— BEGIN —
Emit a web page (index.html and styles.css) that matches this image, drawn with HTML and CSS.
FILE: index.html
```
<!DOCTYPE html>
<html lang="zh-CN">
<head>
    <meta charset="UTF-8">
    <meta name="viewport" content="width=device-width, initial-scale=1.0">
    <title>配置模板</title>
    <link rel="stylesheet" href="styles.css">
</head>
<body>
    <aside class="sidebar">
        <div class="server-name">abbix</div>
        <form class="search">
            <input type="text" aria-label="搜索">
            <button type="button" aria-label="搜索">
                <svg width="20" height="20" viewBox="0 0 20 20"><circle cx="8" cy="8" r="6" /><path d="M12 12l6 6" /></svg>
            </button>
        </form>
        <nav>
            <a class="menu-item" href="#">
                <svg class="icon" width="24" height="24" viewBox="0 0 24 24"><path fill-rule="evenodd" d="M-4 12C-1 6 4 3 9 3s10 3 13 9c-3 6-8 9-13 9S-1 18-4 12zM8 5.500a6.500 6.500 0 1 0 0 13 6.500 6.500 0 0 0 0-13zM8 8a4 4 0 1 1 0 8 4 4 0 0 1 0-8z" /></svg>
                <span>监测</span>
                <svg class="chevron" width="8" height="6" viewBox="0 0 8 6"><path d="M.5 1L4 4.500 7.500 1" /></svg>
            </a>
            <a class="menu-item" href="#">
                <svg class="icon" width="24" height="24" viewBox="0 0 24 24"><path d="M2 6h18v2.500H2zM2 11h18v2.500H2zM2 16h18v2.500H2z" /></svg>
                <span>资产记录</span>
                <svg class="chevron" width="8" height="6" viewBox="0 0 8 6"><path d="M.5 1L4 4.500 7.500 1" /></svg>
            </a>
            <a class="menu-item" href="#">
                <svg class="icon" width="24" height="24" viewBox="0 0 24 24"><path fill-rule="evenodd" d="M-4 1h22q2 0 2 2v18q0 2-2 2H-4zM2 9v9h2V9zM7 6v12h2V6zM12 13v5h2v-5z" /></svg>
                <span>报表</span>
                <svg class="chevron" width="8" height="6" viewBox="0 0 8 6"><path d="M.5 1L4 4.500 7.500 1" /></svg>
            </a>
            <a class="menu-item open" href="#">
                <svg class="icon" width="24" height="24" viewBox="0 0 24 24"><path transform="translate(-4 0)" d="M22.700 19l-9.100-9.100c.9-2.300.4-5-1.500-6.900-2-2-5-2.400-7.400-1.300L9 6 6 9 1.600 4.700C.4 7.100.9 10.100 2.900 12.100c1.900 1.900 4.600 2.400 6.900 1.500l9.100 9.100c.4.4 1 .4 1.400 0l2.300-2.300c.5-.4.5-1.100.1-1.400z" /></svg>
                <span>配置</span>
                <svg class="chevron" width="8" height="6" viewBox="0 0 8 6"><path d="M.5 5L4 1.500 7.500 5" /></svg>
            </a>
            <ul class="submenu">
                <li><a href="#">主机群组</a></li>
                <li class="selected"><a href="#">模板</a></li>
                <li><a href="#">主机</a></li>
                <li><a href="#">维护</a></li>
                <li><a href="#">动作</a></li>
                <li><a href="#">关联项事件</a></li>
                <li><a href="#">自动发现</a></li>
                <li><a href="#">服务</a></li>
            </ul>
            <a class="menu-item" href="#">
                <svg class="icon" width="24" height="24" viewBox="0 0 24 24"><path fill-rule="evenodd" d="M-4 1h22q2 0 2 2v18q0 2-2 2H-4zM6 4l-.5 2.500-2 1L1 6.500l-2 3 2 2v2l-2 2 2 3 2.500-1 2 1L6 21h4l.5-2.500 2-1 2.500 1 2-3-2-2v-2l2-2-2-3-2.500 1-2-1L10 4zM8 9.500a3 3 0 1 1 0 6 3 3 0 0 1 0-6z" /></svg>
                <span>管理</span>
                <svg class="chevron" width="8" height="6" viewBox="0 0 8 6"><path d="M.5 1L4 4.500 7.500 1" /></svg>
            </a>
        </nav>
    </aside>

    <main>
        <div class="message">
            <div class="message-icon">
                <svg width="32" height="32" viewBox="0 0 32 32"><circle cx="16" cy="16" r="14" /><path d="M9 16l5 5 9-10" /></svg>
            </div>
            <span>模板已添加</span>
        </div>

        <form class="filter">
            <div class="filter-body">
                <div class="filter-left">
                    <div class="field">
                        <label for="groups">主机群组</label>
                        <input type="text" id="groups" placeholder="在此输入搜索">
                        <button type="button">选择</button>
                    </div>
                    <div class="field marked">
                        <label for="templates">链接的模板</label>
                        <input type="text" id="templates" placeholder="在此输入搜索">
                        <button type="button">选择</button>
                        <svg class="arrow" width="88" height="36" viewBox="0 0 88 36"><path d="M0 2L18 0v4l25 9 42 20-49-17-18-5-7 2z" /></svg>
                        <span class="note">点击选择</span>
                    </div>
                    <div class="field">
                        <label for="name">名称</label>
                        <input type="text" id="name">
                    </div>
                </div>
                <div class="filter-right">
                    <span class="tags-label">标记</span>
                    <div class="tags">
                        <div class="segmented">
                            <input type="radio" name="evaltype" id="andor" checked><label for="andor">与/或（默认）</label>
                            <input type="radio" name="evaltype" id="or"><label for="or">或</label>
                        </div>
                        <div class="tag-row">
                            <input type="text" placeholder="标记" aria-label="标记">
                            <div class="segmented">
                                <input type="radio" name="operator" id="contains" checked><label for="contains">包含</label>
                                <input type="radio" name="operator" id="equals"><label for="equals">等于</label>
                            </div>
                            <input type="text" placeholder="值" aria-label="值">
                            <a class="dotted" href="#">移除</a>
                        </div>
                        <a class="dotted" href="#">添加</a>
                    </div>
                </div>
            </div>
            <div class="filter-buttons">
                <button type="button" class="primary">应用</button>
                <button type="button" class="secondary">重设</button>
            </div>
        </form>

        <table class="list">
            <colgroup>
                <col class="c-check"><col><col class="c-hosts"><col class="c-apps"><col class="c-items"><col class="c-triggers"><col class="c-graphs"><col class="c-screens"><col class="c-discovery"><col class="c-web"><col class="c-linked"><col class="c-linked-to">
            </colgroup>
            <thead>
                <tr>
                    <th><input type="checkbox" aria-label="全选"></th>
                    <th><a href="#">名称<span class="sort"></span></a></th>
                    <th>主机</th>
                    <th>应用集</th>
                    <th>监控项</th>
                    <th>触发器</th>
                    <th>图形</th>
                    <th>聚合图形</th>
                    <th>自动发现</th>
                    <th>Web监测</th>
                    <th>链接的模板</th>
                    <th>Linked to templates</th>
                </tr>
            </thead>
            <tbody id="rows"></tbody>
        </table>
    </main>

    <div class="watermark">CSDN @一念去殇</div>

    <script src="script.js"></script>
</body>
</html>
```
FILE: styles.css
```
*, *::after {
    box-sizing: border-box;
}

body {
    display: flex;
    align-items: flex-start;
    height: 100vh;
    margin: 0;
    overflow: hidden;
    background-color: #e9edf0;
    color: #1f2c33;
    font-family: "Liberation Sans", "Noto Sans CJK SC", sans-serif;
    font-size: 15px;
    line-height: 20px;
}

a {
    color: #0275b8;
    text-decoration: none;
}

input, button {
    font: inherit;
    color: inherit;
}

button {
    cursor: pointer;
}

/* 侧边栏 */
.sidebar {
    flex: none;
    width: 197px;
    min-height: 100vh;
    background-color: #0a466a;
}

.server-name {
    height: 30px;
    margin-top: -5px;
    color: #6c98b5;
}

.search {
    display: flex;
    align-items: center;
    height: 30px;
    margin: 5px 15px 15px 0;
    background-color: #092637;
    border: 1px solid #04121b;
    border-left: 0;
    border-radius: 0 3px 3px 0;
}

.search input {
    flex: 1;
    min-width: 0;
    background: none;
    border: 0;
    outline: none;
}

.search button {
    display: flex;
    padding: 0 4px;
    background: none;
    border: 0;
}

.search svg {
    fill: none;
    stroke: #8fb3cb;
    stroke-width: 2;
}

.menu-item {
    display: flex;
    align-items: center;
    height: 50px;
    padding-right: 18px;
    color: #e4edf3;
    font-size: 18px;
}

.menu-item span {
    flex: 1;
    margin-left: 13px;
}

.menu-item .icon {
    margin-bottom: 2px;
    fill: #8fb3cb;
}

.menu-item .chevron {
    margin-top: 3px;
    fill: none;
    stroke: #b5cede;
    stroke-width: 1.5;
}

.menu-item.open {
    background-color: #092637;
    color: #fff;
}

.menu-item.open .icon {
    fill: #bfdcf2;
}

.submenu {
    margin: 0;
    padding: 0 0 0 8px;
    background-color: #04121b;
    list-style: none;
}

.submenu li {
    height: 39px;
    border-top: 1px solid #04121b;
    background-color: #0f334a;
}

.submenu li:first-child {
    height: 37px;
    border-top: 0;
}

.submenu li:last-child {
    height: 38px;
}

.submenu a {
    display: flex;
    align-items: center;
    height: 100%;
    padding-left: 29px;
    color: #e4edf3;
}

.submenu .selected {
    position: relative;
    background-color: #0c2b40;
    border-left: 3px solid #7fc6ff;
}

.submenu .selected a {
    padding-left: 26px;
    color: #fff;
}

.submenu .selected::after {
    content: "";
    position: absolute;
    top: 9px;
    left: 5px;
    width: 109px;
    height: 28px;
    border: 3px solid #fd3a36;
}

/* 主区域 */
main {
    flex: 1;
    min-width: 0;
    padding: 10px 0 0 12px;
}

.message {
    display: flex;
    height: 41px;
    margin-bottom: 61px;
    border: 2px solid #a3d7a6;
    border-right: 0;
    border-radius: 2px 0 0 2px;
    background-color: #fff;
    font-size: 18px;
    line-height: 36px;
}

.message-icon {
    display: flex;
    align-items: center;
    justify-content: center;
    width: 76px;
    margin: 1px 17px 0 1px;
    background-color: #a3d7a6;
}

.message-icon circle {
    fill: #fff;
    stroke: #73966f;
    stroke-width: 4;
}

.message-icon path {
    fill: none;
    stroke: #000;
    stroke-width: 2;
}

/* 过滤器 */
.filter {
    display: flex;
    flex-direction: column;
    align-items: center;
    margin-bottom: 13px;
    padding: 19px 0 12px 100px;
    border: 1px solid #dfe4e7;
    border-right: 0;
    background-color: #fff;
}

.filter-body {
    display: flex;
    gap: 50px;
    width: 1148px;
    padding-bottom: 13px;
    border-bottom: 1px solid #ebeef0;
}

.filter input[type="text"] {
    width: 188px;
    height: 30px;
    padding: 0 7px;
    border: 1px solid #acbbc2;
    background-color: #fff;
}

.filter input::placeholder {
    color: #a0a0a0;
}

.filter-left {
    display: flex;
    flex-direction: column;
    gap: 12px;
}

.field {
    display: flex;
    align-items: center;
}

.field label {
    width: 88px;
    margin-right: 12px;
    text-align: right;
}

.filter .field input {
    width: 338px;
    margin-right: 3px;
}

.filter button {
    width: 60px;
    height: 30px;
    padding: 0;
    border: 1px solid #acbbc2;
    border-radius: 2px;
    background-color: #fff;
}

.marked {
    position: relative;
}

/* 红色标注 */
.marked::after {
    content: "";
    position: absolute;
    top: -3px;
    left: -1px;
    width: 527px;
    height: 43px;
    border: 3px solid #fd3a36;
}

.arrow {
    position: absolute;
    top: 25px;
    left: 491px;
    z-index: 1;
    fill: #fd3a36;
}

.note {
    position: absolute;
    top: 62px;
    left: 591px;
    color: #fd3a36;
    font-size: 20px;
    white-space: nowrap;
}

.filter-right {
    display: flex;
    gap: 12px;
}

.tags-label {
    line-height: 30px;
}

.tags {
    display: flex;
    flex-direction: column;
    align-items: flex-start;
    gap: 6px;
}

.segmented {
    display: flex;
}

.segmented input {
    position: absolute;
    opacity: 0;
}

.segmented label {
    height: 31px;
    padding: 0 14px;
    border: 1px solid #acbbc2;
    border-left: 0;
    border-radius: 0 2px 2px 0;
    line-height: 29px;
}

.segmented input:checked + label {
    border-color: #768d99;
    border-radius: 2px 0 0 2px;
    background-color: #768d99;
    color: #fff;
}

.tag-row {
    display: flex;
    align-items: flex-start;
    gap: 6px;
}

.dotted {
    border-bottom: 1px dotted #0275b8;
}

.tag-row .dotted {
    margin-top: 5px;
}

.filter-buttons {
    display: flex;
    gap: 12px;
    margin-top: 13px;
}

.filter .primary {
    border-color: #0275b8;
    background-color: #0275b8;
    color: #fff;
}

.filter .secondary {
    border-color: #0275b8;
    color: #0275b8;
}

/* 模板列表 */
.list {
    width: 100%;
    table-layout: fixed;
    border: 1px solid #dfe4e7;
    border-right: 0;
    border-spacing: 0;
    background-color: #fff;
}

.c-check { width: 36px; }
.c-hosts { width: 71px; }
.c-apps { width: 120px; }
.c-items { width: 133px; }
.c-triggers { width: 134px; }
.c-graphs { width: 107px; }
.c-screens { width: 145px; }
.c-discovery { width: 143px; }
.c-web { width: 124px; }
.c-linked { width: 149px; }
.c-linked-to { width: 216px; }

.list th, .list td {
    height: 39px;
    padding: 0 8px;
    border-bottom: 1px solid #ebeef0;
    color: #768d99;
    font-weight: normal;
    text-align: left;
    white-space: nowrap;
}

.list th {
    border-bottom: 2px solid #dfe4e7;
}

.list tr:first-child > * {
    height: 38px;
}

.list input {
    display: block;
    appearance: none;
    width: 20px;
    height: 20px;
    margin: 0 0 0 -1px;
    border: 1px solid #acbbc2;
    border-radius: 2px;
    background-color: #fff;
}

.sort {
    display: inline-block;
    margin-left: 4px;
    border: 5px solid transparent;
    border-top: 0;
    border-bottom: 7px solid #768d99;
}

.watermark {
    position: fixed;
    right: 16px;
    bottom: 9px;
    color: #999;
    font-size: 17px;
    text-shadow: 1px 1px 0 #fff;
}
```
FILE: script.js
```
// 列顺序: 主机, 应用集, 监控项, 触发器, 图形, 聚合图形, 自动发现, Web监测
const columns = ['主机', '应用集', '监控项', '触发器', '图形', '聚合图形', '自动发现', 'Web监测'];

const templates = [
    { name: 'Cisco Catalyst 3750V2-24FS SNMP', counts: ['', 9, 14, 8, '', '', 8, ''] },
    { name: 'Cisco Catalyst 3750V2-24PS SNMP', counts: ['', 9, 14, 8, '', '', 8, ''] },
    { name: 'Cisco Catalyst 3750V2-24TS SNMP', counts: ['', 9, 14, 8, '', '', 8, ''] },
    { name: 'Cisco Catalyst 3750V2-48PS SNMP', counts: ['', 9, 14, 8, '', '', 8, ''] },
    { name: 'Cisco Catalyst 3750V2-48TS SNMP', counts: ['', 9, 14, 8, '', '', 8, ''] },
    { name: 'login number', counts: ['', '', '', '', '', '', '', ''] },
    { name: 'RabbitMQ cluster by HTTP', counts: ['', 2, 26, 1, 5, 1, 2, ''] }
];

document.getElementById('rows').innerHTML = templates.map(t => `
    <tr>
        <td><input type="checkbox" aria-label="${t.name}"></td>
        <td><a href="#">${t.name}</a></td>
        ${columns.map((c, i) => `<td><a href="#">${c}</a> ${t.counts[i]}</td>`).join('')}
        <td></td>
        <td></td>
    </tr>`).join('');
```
— END —
▸ **Task description**
Find the lines holding "styles" and list every one.

▸ **Response to this task**
Emit a web page (index.html and styles.css) that matches this image, drawn with HTML and CSS.
    <link rel="stylesheet" href="styles.css">
FILE: styles.css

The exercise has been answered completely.